Après une trêve imposée par la crise du Covid19, certains Barcelonais craignent le retour du tourisme massif dans la ville. Reportage.
La Repla, place du marché de la Barceloneta, prend des airs de village en cette fin de mois de juin. Il reste des chaises libres sur les terrasses des cafés, les habitants se saluent, prennent des nouvelles, s’attardent sur les quelques bancs publics. “Nous n’avions pas vécu cela depuis tellement d’années, nous pouvons vivre tranquillement dans notre quartier, c’est incroyable” raconte Sebas Huguet, activiste de la plateforme Barceloneta diu Prou (Barceloneta dit ça suffit). Si la crise sanitaire a violemment touché Barcelone, dont le quartier de la Barceloneta qui déplore 42 décès, le déconfinement est comme une bouffée d’oxygène pour cette zone habituellement étouffée par le tourisme de masse. “Le problème ce n’est pas le tourisme en soi, le quartier a toujours reçu des touristes, poursuit l’ancien docker, mais cela le devient quand les familles ne peuvent plus se loger car tous les appartements deviennent des bails touristiques, qu’une personne âgée ne puisse prendre le bus pour aller faire ses courses car il est bondé du matin au soir, ou que moi je ne puisse plus dormir la majeure partie de l’été car les touristes sont irrespectueux.”
L’impuissance de la mairie de Barcelone
Pourtant la mairie d’Ada Colau avait promis de s’attaquer au tourisme de masse et aux lobbies qui ont fait du centre-ville un véritable parc d’attractions, au détriment de la qualité de vie des Barcelonais. “Ils ont fait un peu, ils ont gelé quelques licences hôtelières, fermé des appartements touristiques, assure Sebas Huguet, mais ils sont en train de manquer le coche”.

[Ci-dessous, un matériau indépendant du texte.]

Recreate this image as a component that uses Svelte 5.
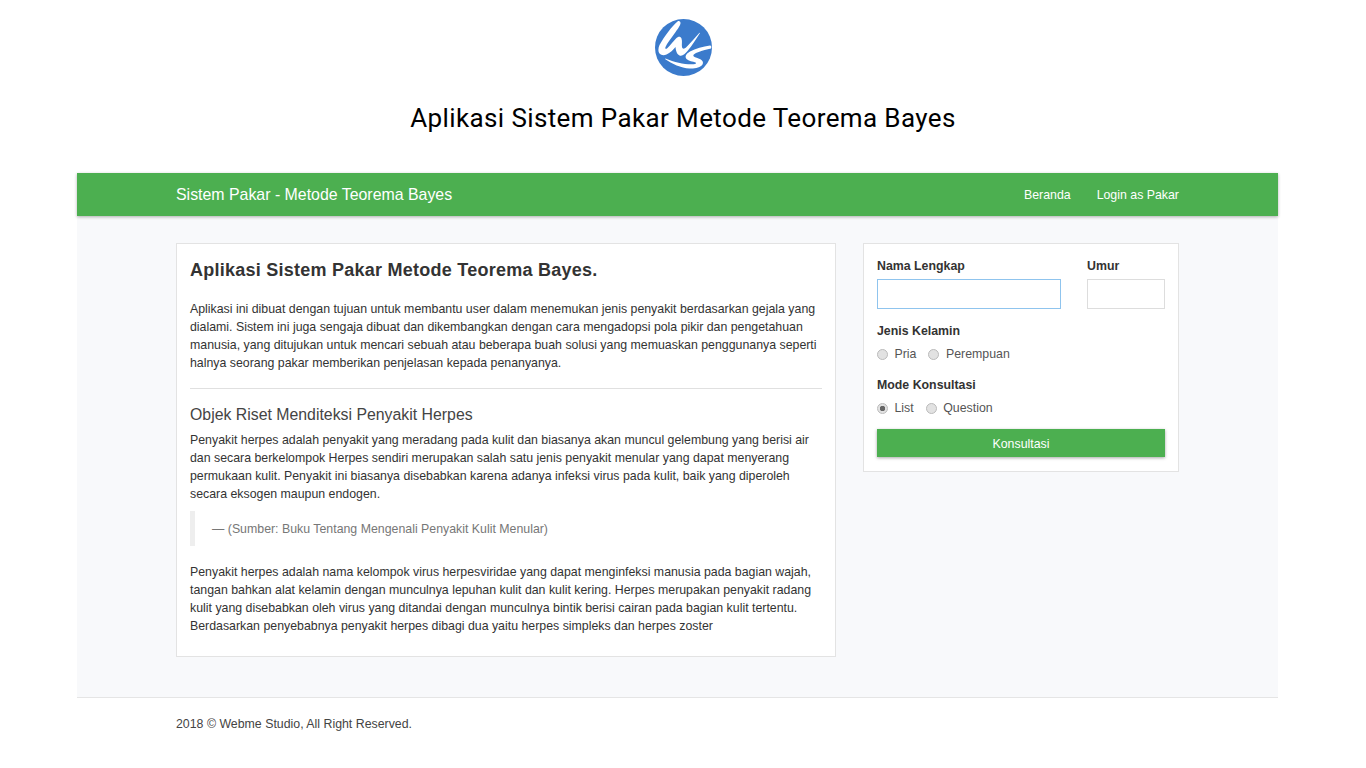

La crise sanitaire, une pause qui aurait permis de mettre en place un nouveau modèle touristique? Beaucoup estiment que c’est le moment idéal mais que les institutions, paniquées par la crise économique annoncée, essaient coûte que coûte d’attirer le plus de touristes et le plus vite possible.
“On n’a rien appris!”
“On peut déjà dire qu’on a manqué cette opportunité” se désole Dani Pardo, porte-parole de l’association des quartiers pour un tourisme durable (ABTS). Le gouvernement catalan a débloqué un budget exceptionnel de 7 millions d’euros pour attirer les visiteurs cet été, tandis que la mairie de Barcelone a déjà annoncé des promotions spéciales pour encourager la venue des Français. “On n’a rien appris!” s’agace Sebas Huguet.
Nombreux sont les Barcelonais à avoir ces dernières semaines redécouvert leur ville, profité d’endroits délaissés comme le Park Güell ou la Plaça Reial, et apprécié un environnement avec moins de pollution atmosphérique et acoustique. “Un tourisme qui respecterait les habitants est possible et c’est ce que nous proposons depuis des années, mais les pouvoirs publics pensent que c’est la seule manière de sauver l’économie et de créer des emplois, poursuit Dani Pardo, ce qui est faux puisque c’est un secteur qui engendre toujours plus de précarité”.
Si personne ne s’attend à un raz-de-marée touristique dès l’ouverture des frontières dimanche, les visiteurs devraient peu à peu investir la ville dès la fin du mois de juillet. “Dans un mois, nous serons de retour à la normalité, enfin ce qui est malheureusement devenu notre normalité” souffle Sebas Huguet, désabusé. En attendant, lui et ses voisins tentent encore de profiter du calme retrouvé et des bonheurs simples de la vie de quartier comme autant de répit inattendu.